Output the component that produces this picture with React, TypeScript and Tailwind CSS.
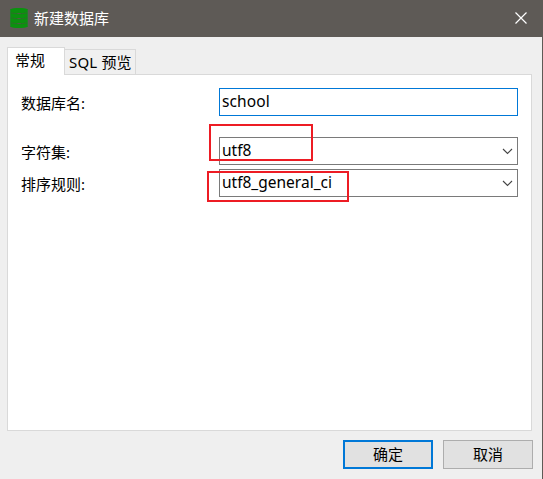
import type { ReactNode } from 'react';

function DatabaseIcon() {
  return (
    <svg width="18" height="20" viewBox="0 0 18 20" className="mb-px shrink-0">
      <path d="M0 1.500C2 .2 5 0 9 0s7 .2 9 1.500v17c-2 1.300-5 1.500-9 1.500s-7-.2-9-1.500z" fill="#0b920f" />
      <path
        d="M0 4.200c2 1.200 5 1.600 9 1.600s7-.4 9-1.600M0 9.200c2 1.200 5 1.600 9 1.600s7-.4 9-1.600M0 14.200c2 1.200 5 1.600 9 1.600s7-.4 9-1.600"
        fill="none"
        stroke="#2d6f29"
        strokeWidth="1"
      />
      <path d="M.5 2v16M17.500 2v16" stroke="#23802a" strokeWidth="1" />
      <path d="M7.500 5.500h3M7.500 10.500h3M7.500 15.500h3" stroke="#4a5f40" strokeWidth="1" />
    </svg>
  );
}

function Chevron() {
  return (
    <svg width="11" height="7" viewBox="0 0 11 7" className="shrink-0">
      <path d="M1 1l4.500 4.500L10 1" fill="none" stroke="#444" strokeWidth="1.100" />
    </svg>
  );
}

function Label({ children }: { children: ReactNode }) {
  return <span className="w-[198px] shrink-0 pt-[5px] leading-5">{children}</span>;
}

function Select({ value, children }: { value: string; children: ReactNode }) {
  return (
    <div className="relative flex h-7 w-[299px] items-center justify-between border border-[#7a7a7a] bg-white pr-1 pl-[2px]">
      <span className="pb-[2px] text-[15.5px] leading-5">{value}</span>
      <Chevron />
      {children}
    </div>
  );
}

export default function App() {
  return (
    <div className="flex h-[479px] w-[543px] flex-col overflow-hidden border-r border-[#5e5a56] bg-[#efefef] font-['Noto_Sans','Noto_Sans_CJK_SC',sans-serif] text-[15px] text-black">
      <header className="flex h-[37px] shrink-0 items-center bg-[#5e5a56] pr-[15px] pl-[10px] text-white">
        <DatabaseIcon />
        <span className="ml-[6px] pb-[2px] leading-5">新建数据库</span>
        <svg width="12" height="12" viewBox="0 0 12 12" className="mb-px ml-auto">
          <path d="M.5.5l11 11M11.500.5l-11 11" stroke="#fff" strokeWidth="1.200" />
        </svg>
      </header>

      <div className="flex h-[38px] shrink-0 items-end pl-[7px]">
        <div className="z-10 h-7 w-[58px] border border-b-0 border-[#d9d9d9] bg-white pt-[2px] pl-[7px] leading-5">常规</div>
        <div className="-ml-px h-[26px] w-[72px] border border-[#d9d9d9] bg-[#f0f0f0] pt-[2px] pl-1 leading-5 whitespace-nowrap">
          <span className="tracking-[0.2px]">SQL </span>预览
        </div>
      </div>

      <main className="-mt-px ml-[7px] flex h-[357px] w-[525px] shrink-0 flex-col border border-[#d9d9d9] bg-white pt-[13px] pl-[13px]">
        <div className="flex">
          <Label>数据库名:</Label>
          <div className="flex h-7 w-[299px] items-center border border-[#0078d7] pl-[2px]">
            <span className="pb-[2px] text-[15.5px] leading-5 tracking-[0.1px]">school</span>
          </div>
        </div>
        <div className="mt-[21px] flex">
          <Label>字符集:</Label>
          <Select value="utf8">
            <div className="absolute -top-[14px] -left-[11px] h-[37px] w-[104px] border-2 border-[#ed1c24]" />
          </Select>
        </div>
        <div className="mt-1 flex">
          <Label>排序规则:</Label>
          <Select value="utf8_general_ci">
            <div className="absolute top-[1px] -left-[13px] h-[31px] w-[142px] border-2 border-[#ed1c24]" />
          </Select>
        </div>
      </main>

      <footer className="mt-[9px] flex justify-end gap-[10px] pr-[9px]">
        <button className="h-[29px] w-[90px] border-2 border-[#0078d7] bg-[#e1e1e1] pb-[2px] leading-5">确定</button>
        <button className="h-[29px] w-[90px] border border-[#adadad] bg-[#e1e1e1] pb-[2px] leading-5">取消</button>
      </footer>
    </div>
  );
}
***
### What to work on
Print out the material word for word, omitting the pictures.

### Result of the task
Output the component that produces this picture with React, TypeScript and Tailwind CSS.
import type { ReactNode } from 'react';

function DatabaseIcon() {
  return (
    <svg width="18" height="20" viewBox="0 0 18 20" className="mb-px shrink-0">
      <path d="M0 1.500C2 .2 5 0 9 0s7 .2 9 1.500v17c-2 1.300-5 1.500-9 1.500s-7-.2-9-1.500z" fill="#0b920f" />
      <path
        d="M0 4.200c2 1.200 5 1.600 9 1.600s7-.4 9-1.600M0 9.200c2 1.200 5 1.600 9 1.600s7-.4 9-1.600M0 14.200c2 1.200 5 1.600 9 1.600s7-.4 9-1.600"
        fill="none"
        stroke="#2d6f29"
        strokeWidth="1"
      />
      <path d="M.5 2v16M17.500 2v16" stroke="#23802a" strokeWidth="1" />
      <path d="M7.500 5.500h3M7.500 10.500h3M7.500 15.500h3" stroke="#4a5f40" strokeWidth="1" />
    </svg>
  );
}

function Chevron() {
  return (
    <svg width="11" height="7" viewBox="0 0 11 7" className="shrink-0">
      <path d="M1 1l4.500 4.500L10 1" fill="none" stroke="#444" strokeWidth="1.100" />
    </svg>
  );
}

function Label({ children }: { children: ReactNode }) {
  return <span className="w-[198px] shrink-0 pt-[5px] leading-5">{children}</span>;
}

function Select({ value, children }: { value: string; children: ReactNode }) {
  return (
    <div className="relative flex h-7 w-[299px] items-center justify-between border border-[#7a7a7a] bg-white pr-1 pl-[2px]">
      <span className="pb-[2px] text-[15.5px] leading-5">{value}</span>
      <Chevron />
      {children}
    </div>
  );
}

export default function App() {
  return (
    <div className="flex h-[479px] w-[543px] flex-col overflow-hidden border-r border-[#5e5a56] bg-[#efefef] font-['Noto_Sans','Noto_Sans_CJK_SC',sans-serif] text-[15px] text-black">
      <header className="flex h-[37px] shrink-0 items-center bg-[#5e5a56] pr-[15px] pl-[10px] text-white">
        <DatabaseIcon />
        <span className="ml-[6px] pb-[2px] leading-5">新建数据库</span>
        <svg width="12" height="12" viewBox="0 0 12 12" className="mb-px ml-auto">
          <path d="M.5.5l11 11M11.500.5l-11 11" stroke="#fff" strokeWidth="1.200" />
        </svg>
      </header>

      <div className="flex h-[38px] shrink-0 items-end pl-[7px]">
        <div className="z-10 h-7 w-[58px] border border-b-0 border-[#d9d9d9] bg-white pt-[2px] pl-[7px] leading-5">常规</div>
        <div className="-ml-px h-[26px] w-[72px] border border-[#d9d9d9] bg-[#f0f0f0] pt-[2px] pl-1 leading-5 whitespace-nowrap">
          <span className="tracking-[0.2px]">SQL </span>预览
        </div>
      </div>

      <main className="-mt-px ml-[7px] flex h-[357px] w-[525px] shrink-0 flex-col border border-[#d9d9d9] bg-white pt-[13px] pl-[13px]">
        <div className="flex">
          <Label>数据库名:</Label>
          <div className="flex h-7 w-[299px] items-center border border-[#0078d7] pl-[2px]">
            <span className="pb-[2px] text-[15.5px] leading-5 tracking-[0.1px]">school</span>
          </div>
        </div>
        <div className="mt-[21px] flex">
          <Label>字符集:</Label>
          <Select value="utf8">
            <div className="absolute -top-[14px] -left-[11px] h-[37px] w-[104px] border-2 border-[#ed1c24]" />
          </Select>
        </div>
        <div className="mt-1 flex">
          <Label>排序规则:</Label>
          <Select value="utf8_general_ci">
            <div className="absolute top-[1px] -left-[13px] h-[31px] w-[142px] border-2 border-[#ed1c24]" />
          </Select>
        </div>
      </main>

      <footer className="mt-[9px] flex justify-end gap-[10px] pr-[9px]">
        <button className="h-[29px] w-[90px] border-2 border-[#0078d7] bg-[#e1e1e1] pb-[2px] leading-5">确定</button>
        <button className="h-[29px] w-[90px] border border-[#adadad] bg-[#e1e1e1] pb-[2px] leading-5">取消</button>
      </footer>
    </div>
  );
}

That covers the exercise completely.